From French sardonique, from Latin sardonius, from Ancient Greek σαρδόνιος (sardónios), alternative form of σαρδάνιος (sardánios, “bitter or scornful laughter”), which is often cited as deriving from the Sardinian plant (Ranunculus sardous or possibly Oenanthe crocata), known as either σαρδάνη (sardánē) or σαρδόνιον (sardónion). When eaten, it would cause the eater's face to contort in a look resembling scorn (generally followed by death). It might also be related to σαίρω (saírō, “I grin”). The related term sardoin, as gentilic, is ultimately derived from σάρδιον (sárdion) from Σάρδεις (Sárdeis), referring to Sardis in Lydia or Sart in Manisa, Turkey; other sources reference Sardonian from Σαρδόνιος (Sardónios, “from Sardinia”).

Example Sentences

  • "He distances himself from people with his nasty, sardonic laughter."
  • "[Q]Uivering fears, Heart-tearing cares, / Anxious ſighs, Untimely tears, / Fly, fly to the Courts; / Fly to fond worldings ſports, / Where ſtrain’d Sardonick ſmiles are cloſing ſtill, / And grief is forc’d to laugh againſt her will; / Where mirth’s but mummery, / And ſorrows only real be."
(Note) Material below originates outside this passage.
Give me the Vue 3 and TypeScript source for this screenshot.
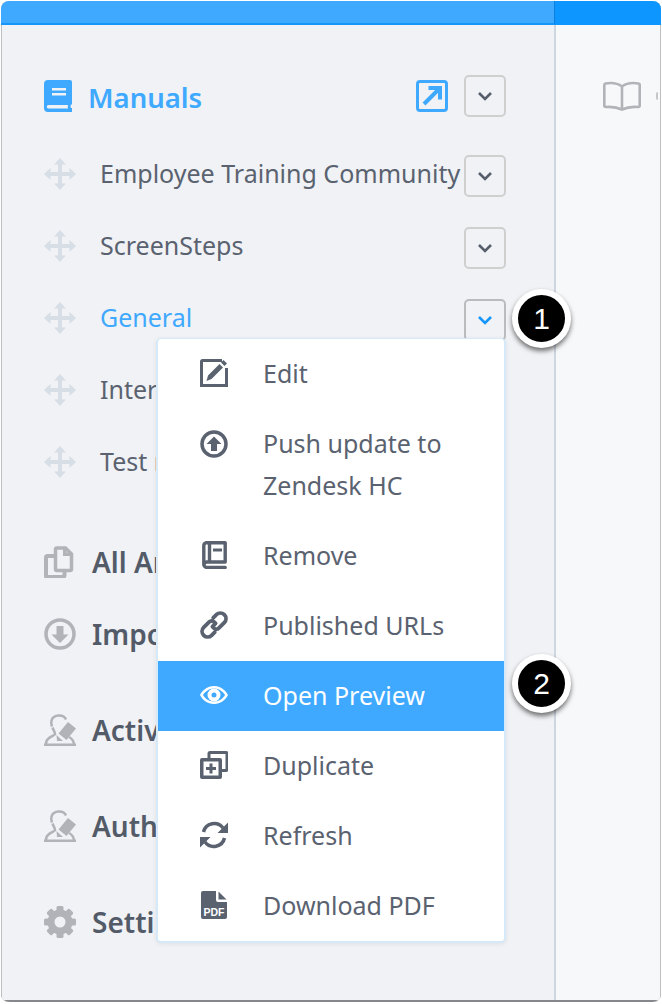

  • "At the opening of thoſe doors, what a ſight it muſt be to behold the plenipotentiaries of royal impotence, in the precedency which they will intrigue to obtain, and which will be granted to them according to the ſeniority of their degradation, ſneaking into the Regicide preſence, and with the reliques of the ſmile which they had dreſſed up, for the levee of their maſters, ſlill flickering on their curled lips, preſenting the faded remains of their courtly graces, to meet the ſcornful, ferocious, ſardonic grin of a bloody ruffian, who, whilſt he is receiving their homage, is meaſuring them with his eye, and fitting to their ſize the ſlider of his Guillotine!"